GIVEN INFORMATION:
========

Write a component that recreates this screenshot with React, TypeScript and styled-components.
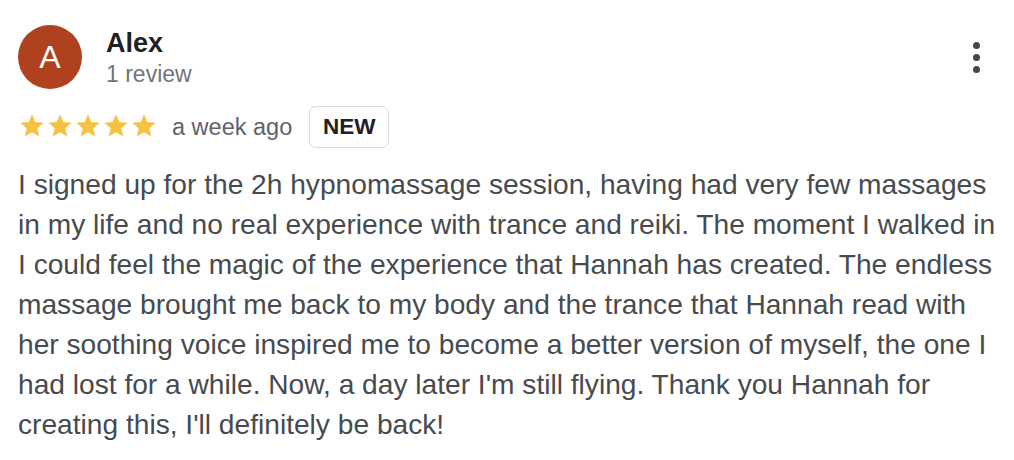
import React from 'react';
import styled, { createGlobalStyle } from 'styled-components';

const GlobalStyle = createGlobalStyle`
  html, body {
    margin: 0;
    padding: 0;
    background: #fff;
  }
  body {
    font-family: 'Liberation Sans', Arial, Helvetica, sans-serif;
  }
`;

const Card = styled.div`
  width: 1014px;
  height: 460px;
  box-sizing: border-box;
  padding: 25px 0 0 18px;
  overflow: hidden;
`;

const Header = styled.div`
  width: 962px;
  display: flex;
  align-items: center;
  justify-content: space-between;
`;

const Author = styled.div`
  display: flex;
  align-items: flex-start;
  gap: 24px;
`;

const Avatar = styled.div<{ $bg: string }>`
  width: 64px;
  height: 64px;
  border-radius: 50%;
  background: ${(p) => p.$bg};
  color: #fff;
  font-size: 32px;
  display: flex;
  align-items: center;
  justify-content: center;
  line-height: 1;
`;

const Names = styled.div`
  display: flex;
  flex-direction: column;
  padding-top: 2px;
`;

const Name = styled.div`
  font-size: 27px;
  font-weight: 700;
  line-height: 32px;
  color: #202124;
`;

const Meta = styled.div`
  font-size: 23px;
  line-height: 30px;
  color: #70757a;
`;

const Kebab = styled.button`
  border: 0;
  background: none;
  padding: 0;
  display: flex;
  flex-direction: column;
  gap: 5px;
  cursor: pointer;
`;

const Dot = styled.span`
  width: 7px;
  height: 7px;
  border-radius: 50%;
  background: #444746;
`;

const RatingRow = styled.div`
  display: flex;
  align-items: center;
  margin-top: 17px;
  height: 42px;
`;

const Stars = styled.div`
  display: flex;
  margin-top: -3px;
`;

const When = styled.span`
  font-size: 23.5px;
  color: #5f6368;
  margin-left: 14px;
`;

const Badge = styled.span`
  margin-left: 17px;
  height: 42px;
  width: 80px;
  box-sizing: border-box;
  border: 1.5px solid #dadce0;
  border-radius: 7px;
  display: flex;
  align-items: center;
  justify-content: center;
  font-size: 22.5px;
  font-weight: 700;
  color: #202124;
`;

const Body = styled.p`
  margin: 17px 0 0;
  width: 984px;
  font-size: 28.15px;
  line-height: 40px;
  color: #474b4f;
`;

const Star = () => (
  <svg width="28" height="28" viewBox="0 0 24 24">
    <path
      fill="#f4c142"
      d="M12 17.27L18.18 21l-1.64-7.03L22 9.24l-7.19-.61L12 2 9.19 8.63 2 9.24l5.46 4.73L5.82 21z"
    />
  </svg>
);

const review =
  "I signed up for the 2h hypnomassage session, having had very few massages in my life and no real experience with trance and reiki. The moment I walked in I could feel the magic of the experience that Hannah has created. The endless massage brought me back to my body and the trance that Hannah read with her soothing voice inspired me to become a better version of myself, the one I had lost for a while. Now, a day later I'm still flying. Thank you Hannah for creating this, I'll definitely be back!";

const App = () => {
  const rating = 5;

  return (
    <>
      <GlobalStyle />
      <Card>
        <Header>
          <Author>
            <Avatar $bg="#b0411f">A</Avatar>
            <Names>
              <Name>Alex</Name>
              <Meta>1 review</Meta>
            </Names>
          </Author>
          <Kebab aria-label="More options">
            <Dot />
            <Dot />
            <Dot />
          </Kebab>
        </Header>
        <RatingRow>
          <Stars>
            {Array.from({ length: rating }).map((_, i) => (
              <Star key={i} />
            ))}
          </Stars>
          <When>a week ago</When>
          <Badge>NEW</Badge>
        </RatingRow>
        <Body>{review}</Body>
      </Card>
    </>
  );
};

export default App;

========

TASK DESCRIPTION: Output each line exactly; omit every picture.

ANSWER TO THE PROBLEM:
Write a component that recreates this screenshot with React, TypeScript and styled-components.
import React from 'react';
import styled, { createGlobalStyle } from 'styled-components';

const GlobalStyle = createGlobalStyle`
  html, body {
    margin: 0;
    padding: 0;
    background: #fff;
  }
  body {
    font-family: 'Liberation Sans', Arial, Helvetica, sans-serif;
  }
`;

const Card = styled.div`
  width: 1014px;
  height: 460px;
  box-sizing: border-box;
  padding: 25px 0 0 18px;
  overflow: hidden;
`;

const Header = styled.div`
  width: 962px;
  display: flex;
  align-items: center;
  justify-content: space-between;
`;

const Author = styled.div`
  display: flex;
  align-items: flex-start;
  gap: 24px;
`;

const Avatar = styled.div<{ $bg: string }>`
  width: 64px;
  height: 64px;
  border-radius: 50%;
  background: ${(p) => p.$bg};
  color: #fff;
  font-size: 32px;
  display: flex;
  align-items: center;
  justify-content: center;
  line-height: 1;
`;

const Names = styled.div`
  display: flex;
  flex-direction: column;
  padding-top: 2px;
`;

const Name = styled.div`
  font-size: 27px;
  font-weight: 700;
  line-height: 32px;
  color: #202124;
`;

const Meta = styled.div`
  font-size: 23px;
  line-height: 30px;
  color: #70757a;
`;

const Kebab = styled.button`
  border: 0;
  background: none;
  padding: 0;
  display: flex;
  flex-direction: column;
  gap: 5px;
  cursor: pointer;
`;

const Dot = styled.span`
  width: 7px;
  height: 7px;
  border-radius: 50%;
  background: #444746;
`;

const RatingRow = styled.div`
  display: flex;
  align-items: center;
  margin-top: 17px;
  height: 42px;
`;

const Stars = styled.div`
  display: flex;
  margin-top: -3px;
`;

const When = styled.span`
  font-size: 23.5px;
  color: #5f6368;
  margin-left: 14px;
`;

const Badge = styled.span`
  margin-left: 17px;
  height: 42px;
  width: 80px;
  box-sizing: border-box;
  border: 1.5px solid #dadce0;
  border-radius: 7px;
  display: flex;
  align-items: center;
  justify-content: center;
  font-size: 22.5px;
  font-weight: 700;
  color: #202124;
`;

const Body = styled.p`
  margin: 17px 0 0;
  width: 984px;
  font-size: 28.15px;
  line-height: 40px;
  color: #474b4f;
`;

const Star = () => (
  <svg width="28" height="28" viewBox="0 0 24 24">
    <path
      fill="#f4c142"
      d="M12 17.27L18.18 21l-1.64-7.03L22 9.24l-7.19-.61L12 2 9.19 8.63 2 9.24l5.46 4.73L5.82 21z"
    />
  </svg>
);

const review =
  "I signed up for the 2h hypnomassage session, having had very few massages in my life and no real experience with trance and reiki. The moment I walked in I could feel the magic of the experience that Hannah has created. The endless massage brought me back to my body and the trance that Hannah read with her soothing voice inspired me to become a better version of myself, the one I had lost for a while. Now, a day later I'm still flying. Thank you Hannah for creating this, I'll definitely be back!";

const App = () => {
  const rating = 5;

  return (
    <>
      <GlobalStyle />
      <Card>
        <Header>
          <Author>
            <Avatar $bg="#b0411f">A</Avatar>
            <Names>
              <Name>Alex</Name>
              <Meta>1 review</Meta>
            </Names>
          </Author>
          <Kebab aria-label="More options">
            <Dot />
            <Dot />
            <Dot />
          </Kebab>
        </Header>
        <RatingRow>
          <Stars>
            {Array.from({ length: rating }).map((_, i) => (
              <Star key={i} />
            ))}
          </Stars>
          <When>a week ago</When>
          <Badge>NEW</Badge>
        </RatingRow>
        <Body>{review}</Body>
      </Card>
    </>
  );
};

export default App;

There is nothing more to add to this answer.